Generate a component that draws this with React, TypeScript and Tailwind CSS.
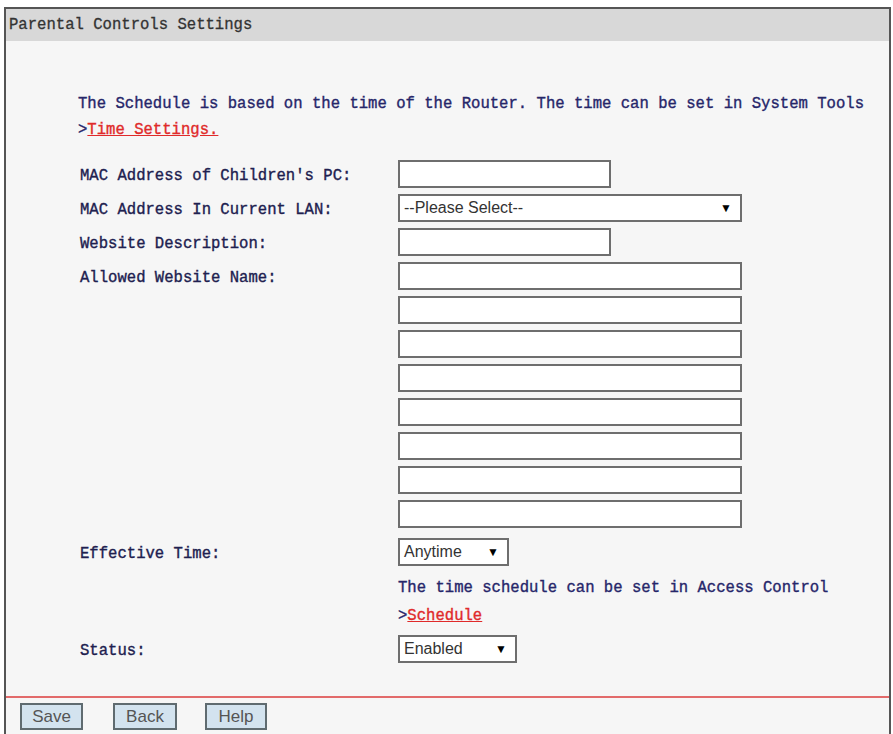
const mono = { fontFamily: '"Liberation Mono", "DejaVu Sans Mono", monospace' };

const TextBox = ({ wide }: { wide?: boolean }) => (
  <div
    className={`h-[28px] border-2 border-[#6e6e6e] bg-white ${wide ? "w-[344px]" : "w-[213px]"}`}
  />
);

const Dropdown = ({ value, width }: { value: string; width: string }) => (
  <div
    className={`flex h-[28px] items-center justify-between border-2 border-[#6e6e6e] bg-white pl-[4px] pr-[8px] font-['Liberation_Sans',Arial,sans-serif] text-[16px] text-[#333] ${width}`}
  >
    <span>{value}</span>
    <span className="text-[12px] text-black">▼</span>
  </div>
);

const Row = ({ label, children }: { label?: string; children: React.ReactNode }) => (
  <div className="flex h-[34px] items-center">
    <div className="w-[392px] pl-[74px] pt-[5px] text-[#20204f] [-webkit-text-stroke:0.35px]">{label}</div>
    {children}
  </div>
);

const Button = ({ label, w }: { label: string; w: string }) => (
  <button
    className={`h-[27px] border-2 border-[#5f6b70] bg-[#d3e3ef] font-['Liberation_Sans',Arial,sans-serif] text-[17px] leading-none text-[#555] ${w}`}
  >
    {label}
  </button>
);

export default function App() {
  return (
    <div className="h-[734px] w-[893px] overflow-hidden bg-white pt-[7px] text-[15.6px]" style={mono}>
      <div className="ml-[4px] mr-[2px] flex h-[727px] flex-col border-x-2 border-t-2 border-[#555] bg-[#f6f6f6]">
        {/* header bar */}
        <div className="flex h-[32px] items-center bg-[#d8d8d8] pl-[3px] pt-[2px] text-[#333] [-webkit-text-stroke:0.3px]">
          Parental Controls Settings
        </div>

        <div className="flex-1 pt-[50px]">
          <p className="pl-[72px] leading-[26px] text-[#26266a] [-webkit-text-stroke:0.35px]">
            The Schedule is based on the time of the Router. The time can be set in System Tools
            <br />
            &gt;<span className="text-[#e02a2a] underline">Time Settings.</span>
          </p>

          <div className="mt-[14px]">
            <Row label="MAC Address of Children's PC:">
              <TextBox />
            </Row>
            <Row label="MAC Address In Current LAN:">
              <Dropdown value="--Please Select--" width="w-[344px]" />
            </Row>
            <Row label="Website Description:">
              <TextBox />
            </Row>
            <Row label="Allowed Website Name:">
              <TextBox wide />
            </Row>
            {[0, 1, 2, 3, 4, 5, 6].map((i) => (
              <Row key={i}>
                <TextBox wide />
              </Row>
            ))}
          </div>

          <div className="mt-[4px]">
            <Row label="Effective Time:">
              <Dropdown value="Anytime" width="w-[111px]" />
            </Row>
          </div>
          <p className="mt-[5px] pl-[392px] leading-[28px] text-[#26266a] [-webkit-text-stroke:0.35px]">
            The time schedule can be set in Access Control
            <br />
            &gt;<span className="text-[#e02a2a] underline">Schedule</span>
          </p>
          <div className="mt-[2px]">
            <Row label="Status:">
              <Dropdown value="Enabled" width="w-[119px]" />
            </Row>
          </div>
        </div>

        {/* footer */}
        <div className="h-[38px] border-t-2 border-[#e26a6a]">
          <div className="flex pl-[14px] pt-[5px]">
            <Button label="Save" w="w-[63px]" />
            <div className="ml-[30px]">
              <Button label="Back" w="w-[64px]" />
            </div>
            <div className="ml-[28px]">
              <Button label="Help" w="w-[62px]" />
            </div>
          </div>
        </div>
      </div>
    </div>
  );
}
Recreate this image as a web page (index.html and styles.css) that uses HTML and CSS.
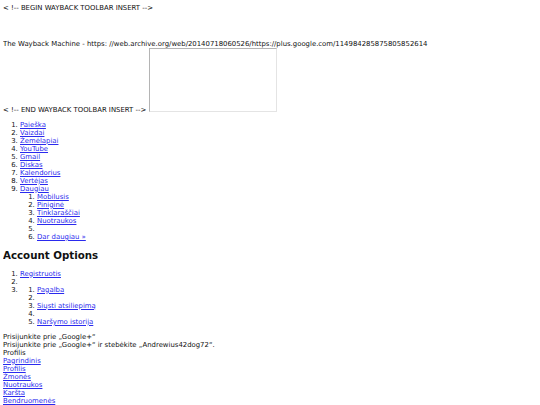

WORK INSTRUCTIONS »
Return the listing above word for word, with the pictures removed.

SOLUTION TO THIS TASK »
Generate a component that draws this with React, TypeScript and Tailwind CSS.
const mono = { fontFamily: '"Liberation Mono", "DejaVu Sans Mono", monospace' };

const TextBox = ({ wide }: { wide?: boolean }) => (
  <div
    className={`h-[28px] border-2 border-[#6e6e6e] bg-white ${wide ? "w-[344px]" : "w-[213px]"}`}
  />
);

const Dropdown = ({ value, width }: { value: string; width: string }) => (
  <div
    className={`flex h-[28px] items-center justify-between border-2 border-[#6e6e6e] bg-white pl-[4px] pr-[8px] font-['Liberation_Sans',Arial,sans-serif] text-[16px] text-[#333] ${width}`}
  >
    <span>{value}</span>
    <span className="text-[12px] text-black">▼</span>
  </div>
);

const Row = ({ label, children }: { label?: string; children: React.ReactNode }) => (
  <div className="flex h-[34px] items-center">
    <div className="w-[392px] pl-[74px] pt-[5px] text-[#20204f] [-webkit-text-stroke:0.35px]">{label}</div>
    {children}
  </div>
);

const Button = ({ label, w }: { label: string; w: string }) => (
  <button
    className={`h-[27px] border-2 border-[#5f6b70] bg-[#d3e3ef] font-['Liberation_Sans',Arial,sans-serif] text-[17px] leading-none text-[#555] ${w}`}
  >
    {label}
  </button>
);

export default function App() {
  return (
    <div className="h-[734px] w-[893px] overflow-hidden bg-white pt-[7px] text-[15.6px]" style={mono}>
      <div className="ml-[4px] mr-[2px] flex h-[727px] flex-col border-x-2 border-t-2 border-[#555] bg-[#f6f6f6]">
        {/* header bar */}
        <div className="flex h-[32px] items-center bg-[#d8d8d8] pl-[3px] pt-[2px] text-[#333] [-webkit-text-stroke:0.3px]">
          Parental Controls Settings
        </div>

        <div className="flex-1 pt-[50px]">
          <p className="pl-[72px] leading-[26px] text-[#26266a] [-webkit-text-stroke:0.35px]">
            The Schedule is based on the time of the Router. The time can be set in System Tools
            <br />
            &gt;<span className="text-[#e02a2a] underline">Time Settings.</span>
          </p>

          <div className="mt-[14px]">
            <Row label="MAC Address of Children's PC:">
              <TextBox />
            </Row>
            <Row label="MAC Address In Current LAN:">
              <Dropdown value="--Please Select--" width="w-[344px]" />
            </Row>
            <Row label="Website Description:">
              <TextBox />
            </Row>
            <Row label="Allowed Website Name:">
              <TextBox wide />
            </Row>
            {[0, 1, 2, 3, 4, 5, 6].map((i) => (
              <Row key={i}>
                <TextBox wide />
              </Row>
            ))}
          </div>

          <div className="mt-[4px]">
            <Row label="Effective Time:">
              <Dropdown value="Anytime" width="w-[111px]" />
            </Row>
          </div>
          <p className="mt-[5px] pl-[392px] leading-[28px] text-[#26266a] [-webkit-text-stroke:0.35px]">
            The time schedule can be set in Access Control
            <br />
            &gt;<span className="text-[#e02a2a] underline">Schedule</span>
          </p>
          <div className="mt-[2px]">
            <Row label="Status:">
              <Dropdown value="Enabled" width="w-[119px]" />
            </Row>
          </div>
        </div>

        {/* footer */}
        <div className="h-[38px] border-t-2 border-[#e26a6a]">
          <div className="flex pl-[14px] pt-[5px]">
            <Button label="Save" w="w-[63px]" />
            <div className="ml-[30px]">
              <Button label="Back" w="w-[64px]" />
            </div>
            <div className="ml-[28px]">
              <Button label="Help" w="w-[62px]" />
            </div>
          </div>
        </div>
      </div>
    </div>
  );
}
Recreate this image as a web page (index.html and styles.css) that uses HTML and CSS.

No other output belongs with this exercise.